WHAT YOU ARE ASKED TO DO: Scan the lines below for the word "this". Copy each line you find it in.

RECORDED INFORMATION:
## Begin

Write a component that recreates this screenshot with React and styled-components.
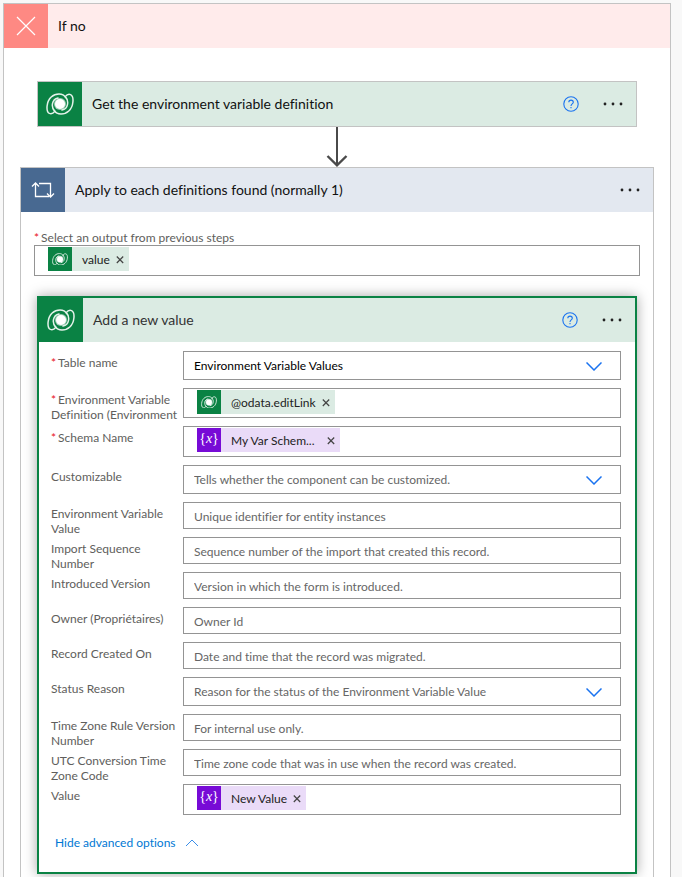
import React from 'react';
import styled, { createGlobalStyle } from 'styled-components';

const GlobalStyle = createGlobalStyle`
  * {
    box-sizing: border-box;
  }

  body {
    margin: 0;
    background: #f8f8f8;
    font-family: Lato, "Open Sans", sans-serif;
    font-size: 12px;
    font-variant-ligatures: none;
    color: #000;
  }

  button, input, select {
    font: inherit;
    color: inherit;
  }
`;

const Page = styled.main`
  padding: 3px 11px 0 3px;
`;

const Branch = styled.section`
  border: 1px solid #c3c3c3;
  border-bottom: 0;
  background: #fff;
`;

const BranchBody = styled.div`
  padding: 33px 16px 0;
`;

const Header = styled.header`
  display: flex;
  align-items: center;
  height: 44px;
  padding-right: 13px;
  background: ${(props) => props.$tint};
`;

const HeaderIcon = styled.div`
  display: flex;
  align-items: center;
  justify-content: center;
  width: 44px;
  height: 44px;
  background: ${(props) => props.$color};
`;

const Title = styled.h2`
  flex: 1;
  margin: 0 0 0 10px;
  padding-bottom: 1px;
  font-size: 14px;
  font-weight: 400;
  color: ${(props) => props.$color || '#111'};
`;

const IconButton = styled.button`
  display: flex;
  align-items: center;
  padding: 0;
  border: 0;
  background: none;
  cursor: pointer;
`;

const HeaderActions = styled.div`
  display: flex;
  align-items: center;
  gap: 24px;
`;

const ActionCard = styled.article`
  margin: 0 17px;
  border: 1px solid #c3c3c3;
`;

const Connector = styled.div`
  display: flex;
  justify-content: center;
  height: 40px;
`;

const Scope = styled.section`
  padding-bottom: 3px;
  border: 1px solid #c3c3c3;
  border-bottom: 0;
`;

const ScopeInput = styled.div`
  padding: 18px 13px 20px;
`;

const SelectedCard = styled.article`
  margin: 0 16px;
  border: 2px solid #0a8244;
  background: #fff;
  box-shadow: 0 0 12px rgba(0, 0, 0, 0.35);
`;

const Form = styled.form`
  padding: 9px 14px 20px 12px;
`;

const Row = styled.div`
  display: grid;
  grid-template-columns: 132px 1fr;
  align-items: start;
`;

const Label = styled.label`
  display: block;
  line-height: 15px;
  color: #605e5c;
`;

const RowLabel = styled(Label)`
  padding-top: 4px;
`;

const Required = styled.span`
  margin-right: 2px;
  color: #e81123;
`;

const Field = styled.div`
  position: relative;
  margin-bottom: 8px;
`;

const TextInput = styled.input`
  display: block;
  width: 100%;
  height: 27px;
  padding: 2px 10px 0;
  border: 1px solid #949494;
  border-radius: 0;
  background: #fff;

  &::placeholder {
    color: #666;
    opacity: 1;
  }
`;

const Select = styled.select`
  display: block;
  width: 100%;
  height: 29px;
  padding: 0 44px 0 10px;
  border: 1px solid #949494;
  border-radius: 0;
  background: #fff;
  color: ${(props) => (props.$filled ? '#000' : '#666')};
  appearance: none;
`;

const SelectArrow = styled.svg`
  position: absolute;
  top: 11px;
  right: 19px;
  pointer-events: none;
`;

const TokenBox = styled.div`
  display: flex;
  height: ${(props) => (props.$compact ? '30px' : '31px')};
  padding: 1px 13px;
  border: 1px solid #949494;
  background: #fff;
`;

const TokenInput = styled.input`
  flex: 1;
  min-width: 0;
  border: 0;
  outline: 0;
  background: none;
`;

const Token = styled.span`
  display: flex;
  align-items: center;
  height: 24px;
  padding-right: 5px;
  background: ${(props) => (props.$variable ? '#eadbf8' : '#dbebe3')};
`;

const TokenIcon = styled.span`
  display: flex;
  align-items: center;
  justify-content: center;
  width: 24px;
  height: 24px;
  margin-right: 10px;
  background: ${(props) => (props.$variable ? '#770bd6' : '#0a8244')};
`;

const Expression = styled.span`
  padding-bottom: 3px;
  font-family: "Liberation Serif", serif;
  font-size: 14px;
  color: #fff;
`;

const TokenText = styled.span`
  margin-right: ${(props) => (props.$clipped ? '12px' : '6px')};
  padding-top: 1px;
  color: #222;
`;

const AdvancedToggle = styled.button`
  display: flex;
  align-items: center;
  gap: 9px;
  margin: 11px 0 0 4px;
  padding: 0;
  border: 0;
  background: none;
  line-height: 18px;
  color: #0078d4;
  cursor: pointer;
`;

const ribbon = 'M8.8 18.4C7.2 20.4 5.2 21.1 3.4 20.4C1.2 19.3 .8 16 1.1 13C1.5 9 3 6 5.2 4C7.4 2 10 1 13 1C16 1 18.4 2.2 19.6 4.4M8.8 18.4C4.8 14.4 5.6 6.2 12 5';

function DataverseIcon({ width = 28 }) {
  return (
    <svg width={width} height={width * 22 / 28} viewBox="0 0 28 22" fill="none" stroke="#e4f2ea" strokeWidth="1.5" strokeLinecap="round">
      <path d={ribbon} />
      <path d={ribbon} transform="rotate(180 14 11)" />
      <circle cx="14" cy="11" r="6" fill="#fff" fillOpacity=".6" stroke="none" />
      <circle cx="14" cy="11" r="5" fill="#fff" stroke="none" />
    </svg>
  );
}

function CloseIcon() {
  return (
    <svg width="20" height="20" viewBox="0 0 20 20" stroke="#fff" strokeWidth="1.2">
      <path d="M1 1L19 19M19 1L1 19" />
    </svg>
  );
}

function LoopIcon() {
  return (
    <svg width="24" height="18" viewBox="0 0 24 18" fill="none" stroke="#fff" strokeWidth="1.3">
      <path d="M4.5 2V15.5H18M1 5.5L4.5 2L8 5.5" />
      <path d="M8 2.5H19.5V15.5M16 12.5L19.5 16L23 12.5" />
    </svg>
  );
}

function Actions({ help }) {
  return (
    <HeaderActions>
      {help && (
        <IconButton type="button" aria-label="Help">
          <svg width="16" height="16" viewBox="0 0 16 16" fill="none" stroke="#1a73f0" strokeWidth="1.1">
            <circle cx="8" cy="8" r="7.2" />
            <path d="M5.8 6.3C5.8 3.4 10.3 3.5 10.3 6.2C10.3 7.9 8 8 8 9.9" />
            <path d="M8 11.1V12.3" />
          </svg>
        </IconButton>
      )}
      <IconButton type="button" aria-label="More commands">
        <svg width="20" height="4" viewBox="0 0 20 4" fill="#222">
          <circle cx="2" cy="2" r="1.4" />
          <circle cx="10" cy="2" r="1.4" />
          <circle cx="18" cy="2" r="1.4" />
        </svg>
      </IconButton>
    </HeaderActions>
  );
}

function TokenField({ id, text, variable, compact }) {
  return (
    <TokenBox $compact={compact}>
      <Token $variable={variable}>
        <TokenIcon $variable={variable}>
          {variable ? <Expression>{'{'}<i>x</i>{'}'}</Expression> : <DataverseIcon width={16} />}
        </TokenIcon>
        <TokenText $clipped={text.endsWith('...')}>{text}</TokenText>
        <IconButton type="button" aria-label={'Remove ' + text}>
          <svg width="8" height="10" viewBox="0 0 8 10" stroke="#444" strokeWidth="1.2">
            <path d="M.8 2.5L7.2 9M7.2 2.5L.8 9" />
          </svg>
        </IconButton>
      </Token>
      <TokenInput id={id} type="text" />
    </TokenBox>
  );
}

function SelectField({ id, text, filled }) {
  return (
    <>
      <Select id={id} $filled={filled}>
        <option>{text}</option>
      </Select>
      <SelectArrow width="16" height="9" viewBox="0 0 16 9" fill="none" stroke="#1a73f0" strokeWidth="1.5">
        <path d="M.5 .5L8 8L15.5 .5" />
      </SelectArrow>
    </>
  );
}

const fields = [
  { id: 'table', label: 'Table name', type: 'select', text: 'Environment Variable Values', required: true, filled: true },
  { id: 'definition', label: 'Environment Variable Definition (Environment', type: 'token', text: '@odata.editLink', required: true, compact: true },
  { id: 'schema', label: 'Schema Name', type: 'token', text: 'My Var Schem...', required: true, variable: true },
  { id: 'customizable', label: 'Customizable', type: 'select', text: 'Tells whether the component can be customized.' },
  { id: 'entity', label: 'Environment Variable Value', text: 'Unique identifier for entity instances' },
  { id: 'sequence', label: 'Import Sequence Number', text: 'Sequence number of the import that created this record.' },
  { id: 'introduced', label: 'Introduced Version', text: 'Version in which the form is introduced.' },
  { id: 'owner', label: 'Owner (Propriétaires)', text: 'Owner Id' },
  { id: 'created', label: 'Record Created On', text: 'Date and time that the record was migrated.' },
  { id: 'status', label: 'Status Reason', type: 'select', text: 'Reason for the status of the Environment Variable Value' },
  { id: 'timezone', label: 'Time Zone Rule Version Number', text: 'For internal use only.' },
  { id: 'utc', label: 'UTC Conversion Time Zone Code', text: 'Time zone code that was in use when the record was created.' },
  { id: 'value', label: 'Value', type: 'token', text: 'New Value', variable: true },
];

function FormRow({ field }) {
  return (
    <Row>
      <RowLabel htmlFor={field.id}>
        {field.required && <Required>*</Required>}
        {field.label}
      </RowLabel>
      <Field>
        {field.type === 'select' && <SelectField id={field.id} text={field.text} filled={field.filled} />}
        {field.type === 'token' && (
          <TokenField id={field.id} text={field.text} variable={field.variable} compact={field.compact} />
        )}
        {!field.type && <TextInput id={field.id} type="text" placeholder={field.text} />}
      </Field>
    </Row>
  );
}

function App() {
  return (
    <Page>
      <GlobalStyle />
      <Branch>
        <Header $tint="#ffebeb">
          <HeaderIcon $color="#fe8983"><CloseIcon /></HeaderIcon>
          <Title>If no</Title>
        </Header>
        <BranchBody>
          <ActionCard>
            <Header $tint="#dbebe3">
              <HeaderIcon $color="#0a8244"><DataverseIcon /></HeaderIcon>
              <Title>Get the environment variable definition</Title>
              <Actions help />
            </Header>
          </ActionCard>
          <Connector>
            <svg width="22" height="40" viewBox="0 0 22 40" fill="none" stroke="#4a4a4a" strokeWidth="2">
              <path d="M11 0V38" />
              <path d="M1.5 29L11 38.3L20.5 29" strokeWidth="2.4" />
            </svg>
          </Connector>
          <Scope>
            <Header $tint="#e3e8f0">
              <HeaderIcon $color="#486991"><LoopIcon /></HeaderIcon>
              <Title>Apply to each definitions found (normally 1)</Title>
              <Actions />
            </Header>
            <ScopeInput>
              <Label htmlFor="output">
                <Required>*</Required>
                Select an output from previous steps
              </Label>
              <TokenField id="output" text="value" />
            </ScopeInput>
            <SelectedCard>
              <Header $tint="#dbebe3">
                <HeaderIcon $color="#0a8244"><DataverseIcon /></HeaderIcon>
                <Title $color="#333">Add a new value</Title>
                <Actions help />
              </Header>
              <Form>
                {fields.map((field) => <FormRow key={field.id} field={field} />)}
                <AdvancedToggle type="button">
                  Hide advanced options
                  <svg width="14" height="8" viewBox="0 0 14 8" fill="none" stroke="#3b8ee8">
                    <path d="M1 7L7 1L13 7" />
                  </svg>
                </AdvancedToggle>
              </Form>
            </SelectedCard>
          </Scope>
        </BranchBody>
      </Branch>
    </Page>
  );
}

export default App;
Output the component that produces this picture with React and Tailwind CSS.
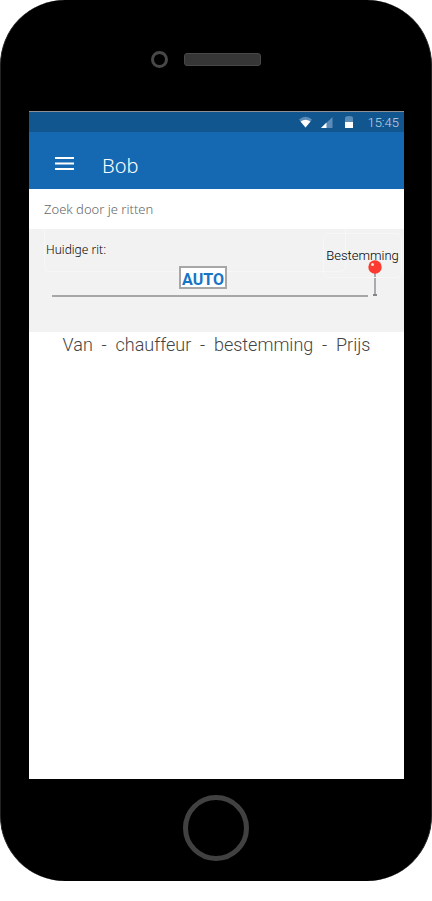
function StatusBar() {
  return (
    <div className="flex h-[21px] items-center justify-end border-t border-[#8f8f94] bg-[#12568f] pr-[5px] text-[#c4d5e5]">
      <svg className="h-4 w-[54px]" viewBox="0 0 54 16" aria-hidden="true">
        <path d="M0 5.500Q6.500 0 13 5.500L6.500 13.500Z" fill="#5b8bb7" />
        <path d="M1.500 7.500Q6.500 4 11.500 7.500L6.500 13.500Z" fill="#fff" />
        <path d="M22 14 33.500 3v11Z" fill="#5b8bb7" />
        <path d="M22 14 27.500 8.500v5.500Z" fill="#fff" />
        <path d="M46 8V4q0-2 4-2T54 4v4Z" fill="#5b8bb7" />
        <path d="M46 8h8v6h-8Z" fill="#fff" />
      </svg>
      <time className="mt-0.5 ml-[14px] font-['Roboto',sans-serif] text-[13px] leading-5 font-light">15:45</time>
    </div>
  );
}

function AppBar() {
  return (
    <header className="flex h-[57px] items-center bg-[#1569b2] pt-2 pl-[26px] text-white">
      <button type="button" aria-label="Menu" className="-mt-0.5 cursor-pointer">
        <svg className="h-[14px] w-[19px]" viewBox="0 0 19 14" fill="#fff" aria-hidden="true">
          <path d="M0 0h19v2H0zM0 5.500h19v2H0zM0 11h19v2H0z" />
        </svg>
      </button>
      <h1 className="mt-0.5 ml-7 font-['Noto_Sans',sans-serif] text-[20px] leading-7 font-light">Bob</h1>
    </header>
  );
}

function DestinationPin() {
  return (
    <svg className="absolute top-[31px] right-[22px] h-9 w-[14px]" viewBox="0 0 14 36" aria-hidden="true">
      <path d="M6 12h2v23H6z" fill="#aaaaaf" />
      <path d="M5 34h4v2H5z" fill="#858589" />
      <path d="M4 17h6v1H4z" fill="#f7f7f7" />
      <circle cx="7" cy="7" r="6.700" fill="#fc3a30" />
      <circle cx="4.500" cy="4.500" r="1.500" fill="#ffe5e2" />
    </svg>
  );
}

function CurrentRide() {
  return (
    <section className="relative h-[103px] bg-[#f2f2f2]">
      <h2 className="mr-[58px] ml-[15px] h-[43px] rounded-b-md border-x border-b border-[#f7f7f7] pt-[11px] pl-px font-['Noto_Sans',sans-serif] text-[12px] leading-5 font-light text-black">
        Huidige rit:
      </h2>
      <div className="absolute top-1 right-0.5 flex h-[45px] w-[79px] justify-center rounded-md border border-[#f7f7f7] pt-3 font-['Roboto',sans-serif] text-[13px] leading-5 font-light whitespace-nowrap text-black">
        Bestemming
      </div>
      <div className="mt-[23px] mr-9 ml-[23px] h-0.5 bg-[#a7a7a7]" />
      <div className="absolute top-[37px] left-[150px] flex h-[23px] w-12 items-center justify-center border-2 border-[#a7a7a7] bg-white pt-1 font-['Roboto',sans-serif] text-[16px] leading-5 font-bold text-[#1675c4]">
        AUTO
      </div>
      <DestinationPin />
    </section>
  );
}

export default function App() {
  return (
    <div className="min-h-[901px] bg-white">
      <div className="mx-auto w-full max-w-[432px] rounded-[65px] border-x border-[#222] bg-black pr-[27px] pl-7">
        <div className="flex h-[111px] items-center gap-4 pt-2 pl-[122px]">
          <div className="size-[17px] rounded-full border-3 border-[#484848]" />
          <div className="h-[13px] w-[77px] rounded-[3px] border border-[#484848] bg-[#363636]" />
        </div>
        <main className="min-h-[668px] bg-white">
          <StatusBar />
          <AppBar />
          <input
            type="search"
            aria-label="Zoek door je ritten"
            placeholder="Zoek door je ritten"
            className="block h-10 w-full px-[15px] font-['Noto_Sans',sans-serif] text-[13px] font-light outline-none placeholder:text-[#666]"
          />
          <CurrentRide />
          <p className="text-center font-['Roboto',sans-serif] text-[18px] leading-[26px] font-light whitespace-pre text-[#444]">
            {'Van  -  chauffeur  -  bestemming  -  Prijs'}
          </p>
        </main>
        <div className="flex h-[102px] justify-center pt-4 pr-0.5">
          <button
            type="button"
            aria-label="Home"
            className="size-[66px] cursor-pointer rounded-full border-5 border-[#414141]"
          />
        </div>
      </div>
    </div>
  );
}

## End

FULL RESPONSE:
Write a component that recreates this screenshot with React and styled-components.
  { id: 'sequence', label: 'Import Sequence Number', text: 'Sequence number of the import that created this record.' },
Output the component that produces this picture with React and Tailwind CSS.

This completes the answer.